I would like for the people who reject the label (gyro precession) to instead say why they reject the mechanic behind it.

How is a “gyroscopic effect” different from an “aerodynamic effect” in this case? Doesn’t the aerodynamic effect impart a normal force on the blade, causing its path to deflect (flap) into a new circle where the maximum difference from the old circle is 90 degrees after the force change?

Robbiee

Typical student/instructor interaction in the States;
- Instructor: Hey Joe wanna know why, when we move the cyclic forward the rotor disk actually tilts right
- Student: Sure Tim, lay it on me.
- Instructor: Well when force is applied to a spinning object, the effect is felt 90° later in the direction of rotation. So if we didn't offset the linkage to compensate, when you move the cyclic forward, you'd end up going to the left.
- Student: Hmm,,...cool

Typical instructor/student interaction in the old world;
- Instructor: Mr.
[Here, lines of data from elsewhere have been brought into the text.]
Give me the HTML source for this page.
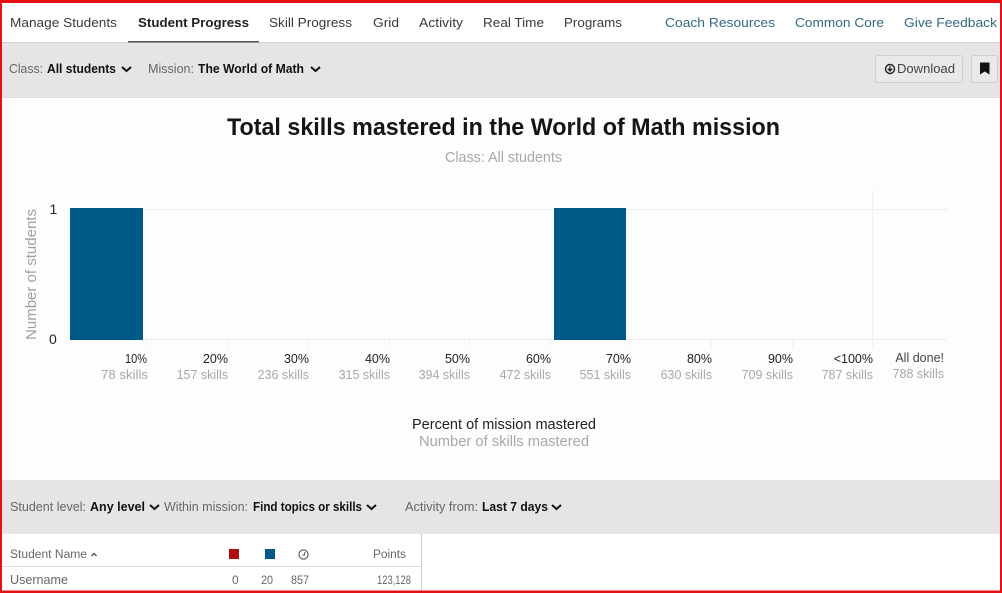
<!DOCTYPE html>
<html lang="en">
<head>
<meta charset="utf-8">
<title>Student Progress</title>
<style>
html,body{margin:0;padding:0;background:#fff;width:1002px;height:593px;overflow:hidden}
svg{display:block}
text{font-family:"Liberation Sans",sans-serif;white-space:pre}
.nav{font-size:13px;fill:#3a3a3a}
.lnk{font-size:13px;fill:#336a80}
.lbl{font-size:12.5px;fill:#666}
.b{font-size:12.5px;font-weight:bold;fill:#111}
.pct{font-size:12.5px;fill:#222;text-anchor:end}
.sk{font-size:12.5px;fill:#a8a8a8;text-anchor:end}
.th{font-size:11.5px;fill:#666}
.td{font-size:12px;fill:#666}
.chev{fill:none;stroke:#111;stroke-width:2}
</style>
</head>
<body>
<svg width="1002" height="593" viewBox="0 0 1002 593" xmlns="http://www.w3.org/2000/svg">
<rect width="1002" height="593" fill="#fff"/>
<!-- top filter bar -->
<rect x="0" y="43" width="1002" height="54" fill="#e5e5e5"/>
<rect x="0" y="42" width="1002" height="1" fill="#cfcfcf"/>
<rect x="0" y="97" width="1002" height="1" fill="#dedede"/>
<rect x="128" y="41" width="131" height="1.5" fill="#555"/>
<!-- chart background -->
<rect x="0" y="98" width="1002" height="382" fill="#fdfdfd"/>
<!-- nav -->
<text class="nav" x="10" y="27" textLength="107" lengthAdjust="spacingAndGlyphs">Manage Students</text>
<text class="nav" x="138" y="27" textLength="111" lengthAdjust="spacingAndGlyphs" style="font-weight:bold;fill:#222">Student Progress</text>
<text class="nav" x="269" y="27" textLength="83" lengthAdjust="spacingAndGlyphs">Skill Progress</text>
<text class="nav" x="373" y="27" textLength="26" lengthAdjust="spacingAndGlyphs">Grid</text>
<text class="nav" x="419" y="27" textLength="44" lengthAdjust="spacingAndGlyphs">Activity</text>
<text class="nav" x="483" y="27" textLength="61" lengthAdjust="spacingAndGlyphs">Real Time</text>
<text class="nav" x="564" y="27" textLength="58" lengthAdjust="spacingAndGlyphs">Programs</text>
<text class="lnk" x="665" y="27" textLength="110" lengthAdjust="spacingAndGlyphs">Coach Resources</text>
<text class="lnk" x="795" y="27" textLength="89" lengthAdjust="spacingAndGlyphs">Common Core</text>
<text class="lnk" x="904" y="27" textLength="93" lengthAdjust="spacingAndGlyphs">Give Feedback</text>
<!-- filter row -->
<text class="lbl" x="9" y="73" textLength="34" lengthAdjust="spacingAndGlyphs">Class:</text>
<text class="b" x="47" y="73" textLength="69" lengthAdjust="spacingAndGlyphs">All students</text>
<path class="chev" d="M122 67l4.5 4 4.5-4"/>
<text class="lbl" x="148" y="73" textLength="46" lengthAdjust="spacingAndGlyphs">Mission:</text>
<text class="b" x="198" y="73" textLength="106" lengthAdjust="spacingAndGlyphs">The World of Math</text>
<path class="chev" d="M311 67l4.5 4 4.5-4"/>
<!-- buttons -->
<rect x="875.5" y="55.5" width="87" height="27" rx="2.5" fill="#e9e9e9" stroke="#cfcfcf"/>
<circle cx="890" cy="69" r="4.5" fill="none" stroke="#222" stroke-width="1.4"/>
<path d="M890 66v4.5M887.8 68.6l2.2 2.4 2.2-2.4" fill="none" stroke="#222" stroke-width="1.3"/>
<text x="897" y="73" font-size="12.5" fill="#444" textLength="58" lengthAdjust="spacingAndGlyphs">Download</text>
<rect x="971.5" y="55.5" width="26" height="27" rx="2.5" fill="#e9e9e9" stroke="#cfcfcf"/>
<path d="M980 62.5h9.5v12l-4.75-3-4.75 3z" fill="#111"/>
<!-- titles -->
<text x="227" y="135" font-size="24" font-weight="bold" fill="#151515" textLength="553" lengthAdjust="spacingAndGlyphs">Total skills mastered in the World of Math mission</text>
<text x="445" y="162" font-size="14.5" fill="#a8a8a8" textLength="117" lengthAdjust="spacingAndGlyphs">Class: All students</text>
<!-- chart grid -->
<path d="M143 209.5H947M70 339.5H947" stroke="#eeeeee" fill="none"/>
<path d="M872.5 190V348" stroke="#f0f0f0" fill="none"/>
<path d="M146.5 340v7M227.5 340v7M308.5 340v7M389.5 340v7M469.5 340v7M550.5 340v7M630.5 340v7M711.5 340v7M792.5 340v7" stroke="#f0f0f0" fill="none"/>
<rect x="70" y="208" width="73" height="132" fill="#005a87"/>
<rect x="554" y="208" width="72" height="132" fill="#005a87"/>
<!-- y axis -->
<text transform="translate(36 340) rotate(-90)" font-size="14.5" fill="#a0a0a0" textLength="131" lengthAdjust="spacingAndGlyphs">Number of students</text>
<text x="49.5" y="214" font-size="14" fill="#222">1</text>
<text x="49" y="344" font-size="14" fill="#222">0</text>
<!-- x axis -->
<text class="pct" x="147" y="363" textLength="22" lengthAdjust="spacingAndGlyphs">10%</text><text class="sk" x="148" y="379" textLength="47" lengthAdjust="spacingAndGlyphs">78 skills</text>
<text class="pct" x="228" y="363">20%</text><text class="sk" x="228" y="379">157 skills</text>
<text class="pct" x="309" y="363">30%</text><text class="sk" x="309" y="379">236 skills</text>
<text class="pct" x="390" y="363">40%</text><text class="sk" x="390" y="379">315 skills</text>
<text class="pct" x="470" y="363">50%</text><text class="sk" x="470" y="379">394 skills</text>
<text class="pct" x="551" y="363">60%</text><text class="sk" x="551" y="379">472 skills</text>
<text class="pct" x="631" y="363">70%</text><text class="sk" x="631" y="379">551 skills</text>
<text class="pct" x="712" y="363">80%</text><text class="sk" x="712" y="379">630 skills</text>
<text class="pct" x="793" y="363">90%</text><text class="sk" x="793" y="379">709 skills</text>
<text class="pct" x="873" y="363">&lt;100%</text><text class="sk" x="873" y="379">787 skills</text>
<text class="pct" x="944" y="362" style="fill:#444">All done!</text><text class="sk" x="944" y="378">788 skills</text>
<text x="412" y="429" font-size="14.5" fill="#222" textLength="184" lengthAdjust="spacingAndGlyphs">Percent of mission mastered</text>
<text x="419" y="446" font-size="14.5" fill="#a8a8a8" textLength="170" lengthAdjust="spacingAndGlyphs">Number of skills mastered</text>
<!-- bottom filter bar -->
<rect x="0" y="480" width="1002" height="54" fill="#e5e5e5"/>
<text class="lbl" x="10" y="511" textLength="76" lengthAdjust="spacingAndGlyphs">Student level:</text>
<text class="b" x="90" y="511" textLength="55" lengthAdjust="spacingAndGlyphs">Any level</text>
<path class="chev" d="M150 505l4.5 4 4.5-4"/>
<text class="lbl" x="164" y="511" textLength="84" lengthAdjust="spacingAndGlyphs">Within mission:</text>
<text class="b" x="253" y="511" textLength="109" lengthAdjust="spacingAndGlyphs">Find topics or skills</text>
<path class="chev" d="M367 505l4.5 4 4.5-4"/>
<text class="lbl" x="405" y="511" textLength="73" lengthAdjust="spacingAndGlyphs">Activity from:</text>
<text class="b" x="482" y="511" textLength="66" lengthAdjust="spacingAndGlyphs">Last 7 days</text>
<path class="chev" d="M552 505l4.5 4 4.5-4"/>
<!-- table -->
<rect x="421" y="534" width="1" height="57" fill="#cfcfcf"/>
<rect x="0" y="566" width="421" height="1" fill="#dcdcdc"/>
<text class="th" x="10" y="558" textLength="77" lengthAdjust="spacingAndGlyphs">Student Name</text>
<path d="M91.5 556l2.5-2.5 2.5 2.5" fill="none" stroke="#555" stroke-width="1.4"/>
<rect x="229" y="549" width="10" height="10" fill="#b00d0d"/>
<rect x="265" y="549" width="10" height="10" fill="#005a87"/>
<circle cx="303.5" cy="554.5" r="4.6" fill="none" stroke="#555" stroke-width="1.1"/>
<path d="M305 552l-.6 3h-2" fill="none" stroke="#555"/>
<text class="th" x="373" y="558" textLength="33" lengthAdjust="spacingAndGlyphs">Points</text>
<text x="10" y="584" font-size="12.5" fill="#666" textLength="58" lengthAdjust="spacingAndGlyphs">Username</text>
<text class="td" x="232" y="584">0</text>
<text class="td" x="261" y="584" textLength="12" lengthAdjust="spacingAndGlyphs">20</text>
<text class="td" x="291" y="584" textLength="18" lengthAdjust="spacingAndGlyphs">857</text>
<text class="td" x="377" y="584" textLength="34" lengthAdjust="spacingAndGlyphs">123,128</text>
<!-- red frame -->
<rect x="0" y="0" width="2" height="593" fill="#e60f14"/>
<rect x="1000" y="0" width="2" height="593" fill="#e60f14"/>
<rect x="0" y="0" width="1002" height="3" fill="#e60f14"/>
<rect x="0" y="590.5" width="1002" height="2.5" fill="#e60f14"/>
</svg>
</body>
</html>
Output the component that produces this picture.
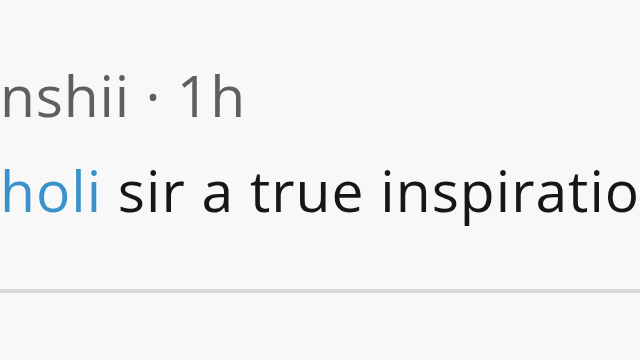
export default function App() {
  return (
    <div className="h-[360px] w-[640px] overflow-hidden bg-[#f8f8f8] font-['Open_Sans',sans-serif]">
      <div className="h-[289px] pt-[48px]">
        <div className="whitespace-nowrap text-[57px] leading-[95px] tracking-[0.8px] text-[#5f5f5f]">
          nshii · 1h
        </div>
        <div className="whitespace-nowrap text-[57px] leading-[95px] tracking-[1px] text-[#161616]">
          <span className="text-[#3a92cc]">holi</span> sir a true inspiration
        </div>
      </div>
      <div className="h-[4px] bg-[#d9d9d9]" />
    </div>
  );
}
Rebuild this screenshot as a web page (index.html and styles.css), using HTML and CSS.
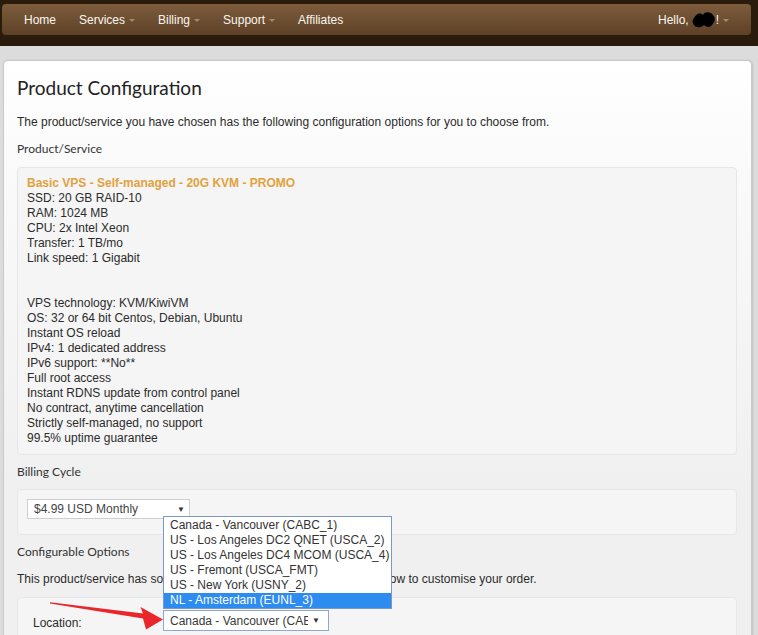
FILE: index.html
```
<!DOCTYPE html>
<html>
<head>
<meta charset="utf-8">
<title>Product Configuration</title>
<link rel="stylesheet" href="styles.css">
</head>
<body>
<header class="topbar">
  <nav class="navbar">
    <ul class="nav-left">
      <li>Home</li>
      <li>Services<span class="caret"></span></li>
      <li>Billing<span class="caret"></span></li>
      <li>Support<span class="caret"></span></li>
      <li>Affiliates</li>
    </ul>
    <div class="nav-right">Hello, <svg class="blob" viewBox="0 0 24 18" width="24" height="18"><path d="M2 7 C4 3 8 1 11 4 C13 0 19 1 21 4 C24 7 23 11 20 14 C18 17 14 16 12 14 C9 17 4 17 2 14 C0 12 0 9 2 7 Z" fill="#000"/></svg>!<span class="caret"></span></div>
  </nav>
</header>
<main class="panel">
  <h1 class="title">Product Configuration</h1>
  <p class="text">The product/service you have chosen has the following configuration options for you to choose from.</p>
  <div class="label">Product/Service</div>
  <div class="well product">
    <div class="pname">Basic VPS - Self-managed - 20G KVM - PROMO</div>
    <div>SSD: 20 GB RAID-10</div>
    <div>RAM: 1024 MB</div>
    <div>CPU: 2x Intel Xeon</div>
    <div>Transfer: 1 TB/mo</div>
    <div>Link speed: 1 Gigabit</div>
    <div class="blank"></div>
    <div class="blank"></div>
    <div>VPS technology: KVM/KiwiVM</div>
    <div>OS: 32 or 64 bit Centos, Debian, Ubuntu</div>
    <div>Instant OS reload</div>
    <div>IPv4: 1 dedicated address</div>
    <div>IPv6 support: **No**</div>
    <div>Full root access</div>
    <div>Instant RDNS update from control panel</div>
    <div>No contract, anytime cancellation</div>
    <div>Strictly self-managed, no support</div>
    <div>99.5% uptime guarantee</div>
  </div>
  <div class="label label-tight">Billing Cycle</div>
  <div class="well billing">
    <div class="select cycle"><span class="sel-text">$4.99 USD Monthly</span><span class="sel-arrow">&#9660;</span></div>
  </div>
  <div class="label label-tight">Configurable Options</div>
  <p class="text text2">This product/service has some options which you can choose from below to customise your order.</p>
  <div class="well options">
    <svg class="annot" viewBox="47 598 120 34" width="120" height="34"><polygon points="50,602.3 143,613.6 140.5,607 163,619.5 146,629.5 143,618.6 50,603.6" fill="#e8262b"/></svg>
    <div class="opt-row">
      <span class="opt-label">Location:</span>
      <div class="select loc">
        <span class="sel-text">Canada - Vancouver (CABC_1)</span><span class="sel-arrow">&#9660;</span>
        <ul class="dropdown">
          <li>Canada - Vancouver (CABC_1)</li>
          <li>US - Los Angeles DC2 QNET (USCA_2)</li>
          <li>US - Los Angeles DC4 MCOM (USCA_4)</li>
          <li>US - Fremont (USCA_FMT)</li>
          <li>US - New York (USNY_2)</li>
          <li class="active">NL - Amsterdam (EUNL_3)</li>
        </ul>
      </div>
    </div>
  </div>
</main>
</body>
</html>
```
FILE: styles.css
```
html {
  overflow: hidden;
}
body {
  margin: 0;
  background: #dcdcdc;
  font-family: "Liberation Sans", Arial, sans-serif;
  font-size: 12px;
  color: #2b2b2b;
}
.topbar {
  background: #2b1b0c;
  padding: 4px 7px 11px 2px;
}
.navbar {
  height: 31px;
  border-radius: 4px;
  background: linear-gradient(#7d5c3c, #5d4127);
  display: flex;
  justify-content: space-between;
  align-items: center;
  padding: 0 22px;
  color: #fbf7f0;
}
.nav-left {
  list-style: none;
  margin: 0;
  padding: 0;
  display: flex;
  gap: 23px;
}
.nav-left li {
  display: flex;
  align-items: center;
}
.caret {
  display: inline-block;
  width: 0;
  height: 0;
  margin-left: 4px;
  margin-top: 1px;
  border-left: 3px solid transparent;
  border-right: 3px solid transparent;
  border-top: 3px solid #a38b72;
}
.nav-right {
  display: flex;
  align-items: center;
  padding-left: 2px;
}
.blob {
  margin-left: 3px;
}
.panel {
  margin: 14px 6px 0 3px;
  border: 1px solid #c9c9c9;
  border-radius: 5px;
  background: linear-gradient(#ffffff 0, #fafafa 110px, #f0f0f0 420px);
  padding: 0 14px 40px 13px;
  box-shadow: 1px 0 2px rgba(0,0,0,0.12);
}
.title {
  font-family: Lato, "Open Sans", sans-serif;
  font-weight: 400;
  font-size: 19px;
  line-height: 24px;
  margin: 15px 0 0;
  color: #222;
}
.text {
  margin: 15px 0 0;
  line-height: 15px;
}
.text2 {
  margin-top: 13px;
}
.label {
  font-family: Lato, "Open Sans", sans-serif;
  font-size: 12px;
  line-height: 15px;
  margin-top: 11px;
  color: #333;
}
.label-tight {
  margin-top: 9px;
}
.well {
  background: #f5f5f5;
  border: 1px solid #e7e7e7;
  border-radius: 4px;
}
.product {
  margin-top: 11px;
  padding: 8px 9px;
  line-height: 15px;
}
.blank {
  height: 15px;
}
.pname {
  color: #e3a13c;
  font-weight: bold;
}
.billing {
  margin-top: 10px;
  padding: 9px 9px 15px;
}
.select {
  position: relative;
  box-sizing: border-box;
  display: flex;
  align-items: center;
  background: #fff;
  border: 1px solid #cfcfcf;
  color: #444;
}
.cycle {
  width: 163px;
  height: 20px;
  padding: 0 4px 0 6px;
}
.sel-text {
  flex: 1;
  white-space: nowrap;
  overflow: hidden;
}
.sel-arrow {
  font-size: 8px;
  color: #333;
  margin-left: 4px;
}
.options {
  position: relative;
  margin-top: 10px;
  padding: 12px 15px 20px;
}
.annot {
  position: absolute;
  left: 29px;
  top: 0;
}
.opt-row {
  display: flex;
  align-items: center;
}
.opt-label {
  width: 130px;
  margin-top: 4px;
}
.loc {
  width: 166px;
  height: 21px;
  padding: 0 8px 0 6px;
  border-color: #8fa8d0;
  color: #3a3a3a;
}
.dropdown {
  position: absolute;
  left: -1px;
  bottom: calc(100% + 2px);
  width: 229px;
  box-sizing: border-box;
  margin: 0;
  padding: 1px 0 0;
  list-style: none;
  background: #fff;
  border: 1px solid #7d97c6;
  color: #333;
}
.dropdown li {
  height: 15px;
  line-height: 15px;
  padding-left: 6px;
  white-space: nowrap;
}
.dropdown li.active {
  background: #2d8cf0;
  color: #fff;
}
```
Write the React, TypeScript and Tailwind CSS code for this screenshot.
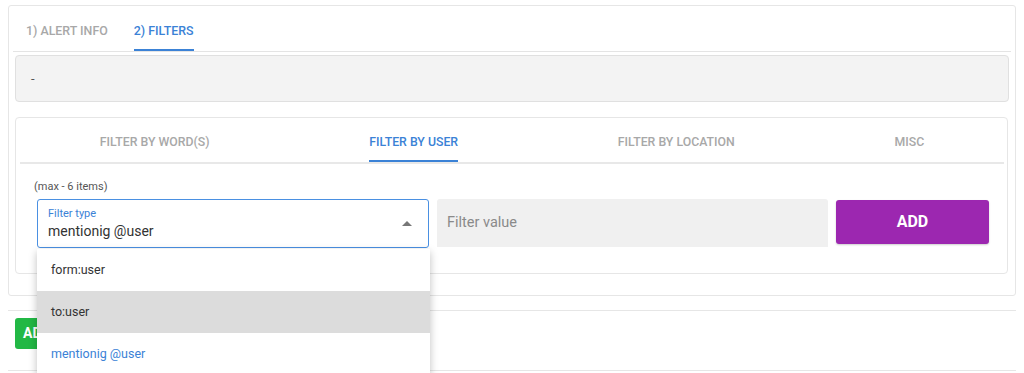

Smith, Its time for you to learn why when you move the cyclic forward, the rotor disk actually tilts left.
- Student: Yes Professor Bruno, I'm eager to learn
- Instructor: Mr. Smith, take this Theoretical Physics book home tonight and read chapters 4 and 8, also take this Applied Physics book and read chapters 7 and 18. Then, here is a 6 hour video lecture from Oxford's Physics department, I want you to watch. That should fully prepare you for the 7 hour block I have reserved for us to discuss the matter tomorrow.
- Student: Thank You Professor Bruno, I look forward to our meeting tomorrow, to discuss this riveting topic.

You guys really know how to pour on the overkill!